試験日に満17歳以上であれば受験資格があります。
日本語試験
日本語試験は「日本語能力試験」か「国際交流基金日本語基礎テスト」のどちらかで、基準点以上の取得が必要です。
日本語能力試験(JLPT)
特定技能を取得するためには、日本語能力試験ではこのN4の取得が必要です。
N4の取得には、180点満点中90点取得が必要です。
得点の配分ですが、言語知識が60点満点、読解が60点満点、聴解が60点満点となっています。それぞれ19点が基準点となっており、1科目でも19点を下回ると取得ができません。
国際交流基金日本語基礎テスト
国際交流基金日本語基礎テストの場合には、6段階のレベルに分かれています。
A1、A2、B1、B2、C1、C2の6段階で、A1が最も簡単でC2が最も難度が高いです。
特定技能を取得するにはA2の取得が必要です。
漁業分野の試験問題について解説
筆記試験
漁業分野の場合でも、養殖分野の場合でも、試験はパソコンを利用したCBT方式です。
漁業の場合には、漁業一般、漁業安全、釣り関係・網関係の漁業専門知識の分野から出題され、漁業全般の知識と、業務に従事する上での安全衛生に関する知識が問われます。

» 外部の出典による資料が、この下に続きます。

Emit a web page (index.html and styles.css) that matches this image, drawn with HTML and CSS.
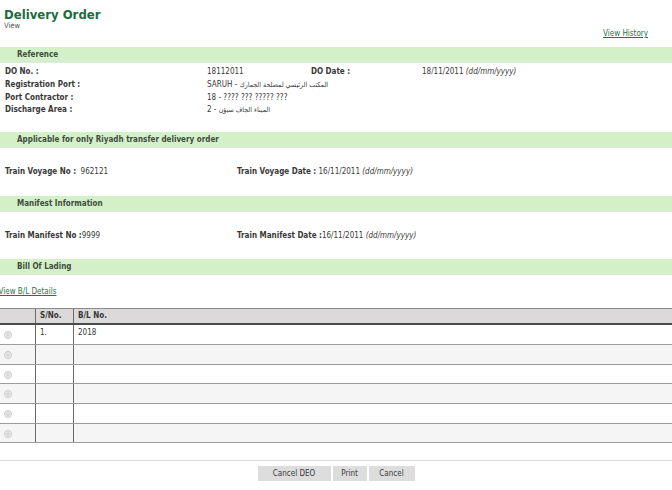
FILE: index.html
```html
<!DOCTYPE html>
<html>
<head>
<meta charset="utf-8">
<link rel="stylesheet" href="styles.css">
</head>
<body>
<div class="page">
  <header class="top">
    <h1 class="title">Delivery Order</h1>
    <div class="sub">View</div>
    <div class="hist"><a href="#">View History</a></div>
  </header>

  <section class="sec sec-ref">
    <div class="band">Reference</div>
    <div class="ref-grid">
      <span class="lbl">DO No. :</span><span class="val">18112011</span><span class="lbl">DO Date :</span><span class="val">18/11/2011 <i>(dd/mm/yyyy)</i></span>
      <span class="lbl">Registration Port :</span><span class="val span3">SARUH - <span class="ar">المكتب الرئيسي لمصلحة الجمارك</span></span>
      <span class="lbl">Port Contractor :</span><span class="val span3">18 - ???? ??? ????? ???</span>
      <span class="lbl">Discharge Area :</span><span class="val span3">2 - <span class="ar">الميناء الجاف سيؤن</span></span>
    </div>
  </section>

  <section class="sec sec-riy">
    <div class="band">Applicable for only Riyadh transfer delivery order</div>
    <div class="pair-row">
      <span class="cell"><b class="lbl">Train Voyage No :</b>&nbsp; 962121</span>
      <span class="cell"><b class="lbl">Train Voyage Date :</b> 16/11/2011 <i>(dd/mm/yyyy)</i></span>
    </div>
  </section>

  <section class="sec sec-man">
    <div class="band">Manifest Information</div>
    <div class="pair-row">
      <span class="cell"><b class="lbl">Train Manifest No :</b>9999</span>
      <span class="cell"><b class="lbl">Train Manifest Date :</b>16/11/2011 <i>(dd/mm/yyyy)</i></span>
    </div>
  </section>

  <section class="sec sec-bl">
    <div class="band">Bill Of Lading</div>
    <div class="bl-link"><a href="#">View B/L Details</a></div>
    <div class="grid">
      <div class="g-row g-head"><span class="c c0"></span><span class="c c1">S/No.</span><span class="c c2">B/L No.</span></div>
      <div class="g-row"><span class="c c0"><span class="radio"></span></span><span class="c c1">1.</span><span class="c c2">2018</span></div>
      <div class="g-row alt"><span class="c c0"><span class="radio"></span></span><span class="c c1"></span><span class="c c2"></span></div>
      <div class="g-row"><span class="c c0"><span class="radio"></span></span><span class="c c1"></span><span class="c c2"></span></div>
      <div class="g-row alt"><span class="c c0"><span class="radio"></span></span><span class="c c1"></span><span class="c c2"></span></div>
      <div class="g-row"><span class="c c0"><span class="radio"></span></span><span class="c c1"></span><span class="c c2"></span></div>
      <div class="g-row alt"><span class="c c0"><span class="radio"></span></span><span class="c c1"></span><span class="c c2"></span></div>
    </div>
  </section>

  <div class="rule"></div>
  <div class="actions">
    <button class="btn btn-deo">Cancel DEO</button>
    <button class="btn btn-print">Print</button>
    <button class="btn btn-cancel">Cancel</button>
  </div>
</div>
</body>
</html>
```
FILE: styles.css
```css
html, body {
  margin: 0;
  padding: 0;
  background: #ffffff;
}
body {
  font-family: "DejaVu Sans Condensed", "DejaVu Sans", sans-serif;
  font-stretch: condensed;
  font-size: 8px;
  color: #383838;
}
.page {
  width: 672px;
}
.top {
  height: 47px;
  padding-left: 4px;
  box-sizing: border-box;
}
.title {
  margin: 0;
  padding-top: 7px;
  font-size: 13px;
  line-height: 15px;
  font-weight: bold;
  color: #1b6c3c;
}
.sub {
  font-size: 7.5px;
  line-height: 8px;
  color: #555;
}
.hist {
  margin-top: -1px;
  line-height: 9px;
  text-align: right;
  padding-right: 24px;
}
a {
  color: #2b7048;
  text-decoration: underline;
}
.band {
  height: 15px;
  line-height: 15px;
  background: #d3f0c8;
  border-bottom: 1px solid #e4e6e2;
  padding-left: 17px;
  font-weight: bold;
  color: #3e4d3e;
}
.ref-grid {
  margin-top: 2px;
  display: grid;
  grid-template-columns: 202px 104px 111px 1fr;
  grid-auto-rows: 12.8px;
  line-height: 13px;
  padding-left: 5px;
}
.ref-grid .lbl { font-weight: bold; color: #383838; }
.ref-grid .span3 { grid-column: span 3; }
.ar {
  font-size: 7px;
}
.sec-riy { margin-top: 16px; }
.sec-man { margin-top: 18px; }
.sec-bl { margin-top: 17px; }
.pair-row {
  margin-top: 17px;
  display: grid;
  grid-template-columns: 232px 1fr;
  padding-left: 5px;
  line-height: 13px;
  height: 13px;
}
.pair-row .lbl { color: #383838; }
.bl-link {
  margin-top: 10px;
  margin-left: -1.5px;
  line-height: 13px;
  height: 13px;
}
.grid {
  margin-top: 10px;
  border-top: 1px solid #8a8a8a;
}
.g-row {
  display: grid;
  grid-template-columns: 36px 38px 1fr;
  height: 19.7px;
  box-sizing: border-box;
  border-bottom: 1px solid #9c9c9c;
  background: #ffffff;
}
.g-row.alt { background: #f5f5f5; }
.g-head {
  height: 16px;
  background: #dbd9d9;
  border-bottom: 2px solid #4a4a4a;
  font-weight: bold;
}
.c {
  display: block;
  padding-left: 4px;
  line-height: 16px;
  box-sizing: border-box;
}
.g-head .c { line-height: 14px; }
.c0 { border-right: 1px solid #6a6a6a; padding-left: 0; }
.c1 { border-right: 1px solid #6a6a6a; }
.radio {
  display: block;
  margin: 6px 0 0 3.5px;
  width: 8px;
  height: 8px;
  box-sizing: border-box;
  border-radius: 50%;
  border: 1px solid #c9c9c9;
  background: radial-gradient(circle, #d8d8d8 0 1.5px, #ececec 2px);
}
.rule {
  margin-top: 17px;
  height: 1px;
  background: #dcdcdc;
}
.actions {
  margin-top: 5px;
  display: flex;
  justify-content: center;
  gap: 2px;
}
.btn {
  font-family: inherit;
  font-stretch: condensed;
  font-size: 8px;
  color: #3a3a3a;
  height: 15px;
  line-height: 15px;
  padding: 0;
  border: 0;
  background: #dddddd;
  border-radius: 0;
}
.btn-deo { width: 73px; }
.btn-print { width: 34px; }
.btn-cancel { width: 46px; }
```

養殖の場合には、養殖業一般、養殖業安全、そして給餌養殖・無給餌養殖の養殖業専門の知識に関する問題で、養殖業全般の知識と、業務に従事する上での安全衛生に関する知識が問われます。
実技試験
こちらも、漁業・養殖どちらもCBT方式となります。
漁業では、図やイラストなどを見て、漁具・漁労設備の正しい使い方を判断したり、漁獲物の選別についてのスキルをチェックされます。
養殖の場合には、同じく図やイラストなどを見て、養殖水産動植物の育成管理について、また養殖生産物の正しい取扱スキルを判断する問題に取り組みます。
試験の対策
大日本水産会のホームページに、在留資格「特定技能」漁業技能測定試験についてというページがあります。ページ内に漁業・養殖業の学習テキストが掲載されています。
対応言語は日本語はもちろん、英語、インドネシア語、中国語、ベトナム語と5言語に対応しており、無料でダウンロードして利用することができます。
特定技能1号については、基本的な知識が多く問われますので、テキストを何度も読み返して、基礎知識の定着に努めるのが良いとされています。